Telephone: 612-624-2812; Fax: 612-625-2873; E-Mail: amarcus@csom.umn.edu
Professor Marcus is the Project Manager and will be responsible for the overall coordination of the project. Professor Marcus' primary focus in the project will be the management, organizational, and regulatory issues involved.
Donald Geffen, Research Associate, Strategic Management Research Center
Telephone & Fax: 612-377-5704; E-Mail: dgeffen@csom.umn.edu
Dr. Geffen will work closely with Professor Marcus and with the other participants involved in the more technical aspects of the projects. Dr. Geffen will conduct and analyze interviews and will facilitate many of the meetings with the Pilot Project Committee (PPC). Geffen, applying his scientific and technical background, will take responsibility for operating data collection and analysis.
Ken Sexton, Professor, School of Public Health, University of Minnesota, Minneapolis, MN 55455.
Telephone: 612-626-4244; Fax: 612-626-0650; E-Mail: ksexton@mail.eoh.umn.edu
Professor Sexton will help with the analysis of emissions data both to establish the facilities' base lines and to determine the health, safety, and environmental benefits of the new permit. He will assist in all other aspects of the project.
Brett Smith, Consultant, 5300 Irving Ave. S., Minneapolis, MN 55419.
Telephone: 612-920-9569; Fax: 612-929-0903; E-Mail: bsmith4442@aol.om
Dr. Smith will focus primarily on the permit negotiations and implementation with particular emphasis on the incentives for pollution prevention that can be built into the permits. He will help track the extent of P2 solutions at each facility and will provide analysis and reports of these efforts and will be of assistance in examining the economic and environmental benefits of the pilot.
Sharon Hansen is the Administrator for the Strategic Management Research Center and will be administrating the budget. She will assist in our work with the PPC by arranging for meetings and maintaining contacts with members. Ms. Hansen will assist in managing the data that will be collected for this project.

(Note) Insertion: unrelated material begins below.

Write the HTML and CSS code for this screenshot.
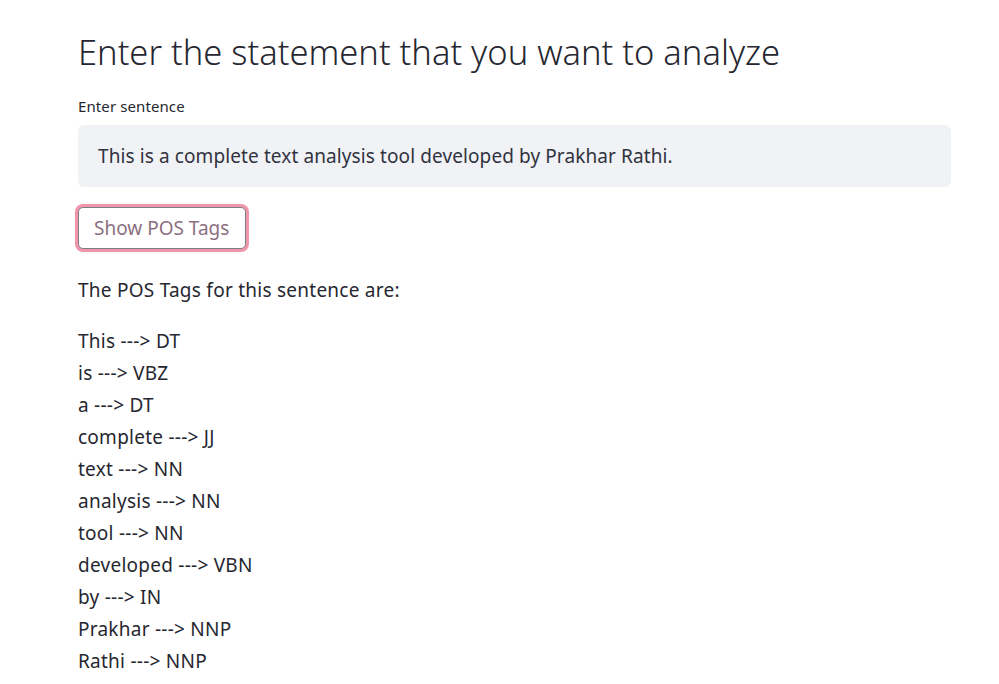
FILE: index.html
```html
<!DOCTYPE html>
<html>
<head>
<meta charset="utf-8">
<link rel="stylesheet" href="styles.css">
</head>
<body>
<main class="page">
  <h1 class="title">Enter the statement that you want to analyze</h1>
  <label class="label">Enter sentence</label>
  <div class="input">This is a complete text analysis tool developed by Prakhar Rathi.</div>
  <div class="btn-row"><button class="btn">Show POS Tags</button></div>
  <p class="intro">The POS Tags for this sentence are:</p>
  <div class="tags">
    <div class="tag">This ---&gt; DT</div>
    <div class="tag">is ---&gt; VBZ</div>
    <div class="tag">a ---&gt; DT</div>
    <div class="tag">complete ---&gt; JJ</div>
    <div class="tag">text ---&gt; NN</div>
    <div class="tag">analysis ---&gt; NN</div>
    <div class="tag">tool ---&gt; NN</div>
    <div class="tag">developed ---&gt; VBN</div>
    <div class="tag">by ---&gt; IN</div>
    <div class="tag">Prakhar ---&gt; NNP</div>
    <div class="tag">Rathi ---&gt; NNP</div>
  </div>
</main>
</body>
</html>
```

FILE: styles.css
```css
html, body {
  margin: 0;
  padding: 0;
  background: #ffffff;
}
body {
  font-family: "Noto Sans", "Open Sans", sans-serif;
  color: #262730;
  overflow: hidden;
}
.page {
  width: 873px;
  padding: 30px 0 0 78px;
}
.title {
  margin: 0;
  font-size: 34.5px;
  font-weight: 300;
  line-height: 44px;
  color: #262730;
}
.label {
  display: block;
  margin-top: 23px;
  font-size: 15px;
  letter-spacing: 0.1px;
  line-height: 18px;
}
.input {
  margin-top: 10px;
  height: 62px;
  box-sizing: border-box;
  background: #f0f2f6;
  border-radius: 6px;
  padding: 0 20px;
  display: flex;
  align-items: center;
  font-size: 19px;
  letter-spacing: 0.1px;
  color: #31333f;
}
.btn-row {
  margin-top: 17px;
  margin-left: -3px;
}
.btn {
  font-family: inherit;
  font-size: 19px;
  color: #8c6f80;
  background: #fff;
  border: 1px solid #7e7f86;
  border-radius: 5px;
  box-shadow: 0 0 0 3px #f095aa;
  margin: 3px;
  padding: 0 0 0 15px;
  text-align: left;
  height: 42px;
  width: 168px;
}
.intro {
  margin: 22px 0 0;
  font-size: 19px;
  letter-spacing: 0.25px;
  line-height: 32px;
}
.tags {
  margin-top: 19px;
  font-size: 19px;
  letter-spacing: 0.25px;
  line-height: 32px;
}
```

6. Assessment of Quality Assurance

Quantitative Pollution Release Data

A lot of the data regarding items such as quantities of waste (all media) produced and disposed of, emissions monitoring and mass balance analyses, will be data submitted to the MPCA by the participating facilities and obtained by us from that agency. Other additional data that we deem to be necessary for our program will be obtained directly from the pilot companies under confidentiality agreements. The principals will explore and test the accuracy of the data in a variety of ways; by cross-checking MPCA monitored data with the companies' own figures, by working with plant managers and engineers to verify the methodology they employ, and by looking for internal inconsistencies that are signals for data errors. We will attempt to verify each facility's mass balance analysis by carefully working through the equations used and spot checking a few instances of their application.

Cost Data

We will be relying on cost data collected and provided to us by the participants. Since properly accounting for the costs of environmental management to companies remains challenging, we will take special care to make the data we request as complete as possible. We will also check carefully for internal inconsistencies. This kind of data will, nevertheless be the most uncertain and we will provide an analysis of that expected uncertainty.

Qualitative Data

Qualitative data will include interviews and surveys of project participants at both the MPCA and the pilot project companies. We will employ, where appropriate, the methodology developed in the policy implementation analysis literature and have at our disposal well crafted surveys that have already been used for such studies. These surveys, which will also form the basis of the questions asked in our interviews, provide tests of the accuracy and consistency of individual responses. The uncertainties of our qualitative data due to sampling limitations will be discussed fully.

7. Performance Assessment

Our success will be measured by our ability to adequately determine and evaluate the outcomes of Project XL. These outcomes are best framed in terms of the five core hypotheses Project XL will attempt to test. They are that beyond compliance multi-media, flexible permits will result in:

1. lower direct and indirect costs to both the companies and the MPCA;
2. superior environmental, health, and safety performance by the permitted facilities;
3. more innovative environmental management approaches such as pollution prevention;
4. increased involvement of stakeholders with the environmental, health, and safety issues at the plant facilities; and
5. beneficial organizational and "cultural" changes at both the permitted companies and at the MPCA.

This research project will be a success to the extent that we are able to reliably determine whether or not of these hypotheses are true.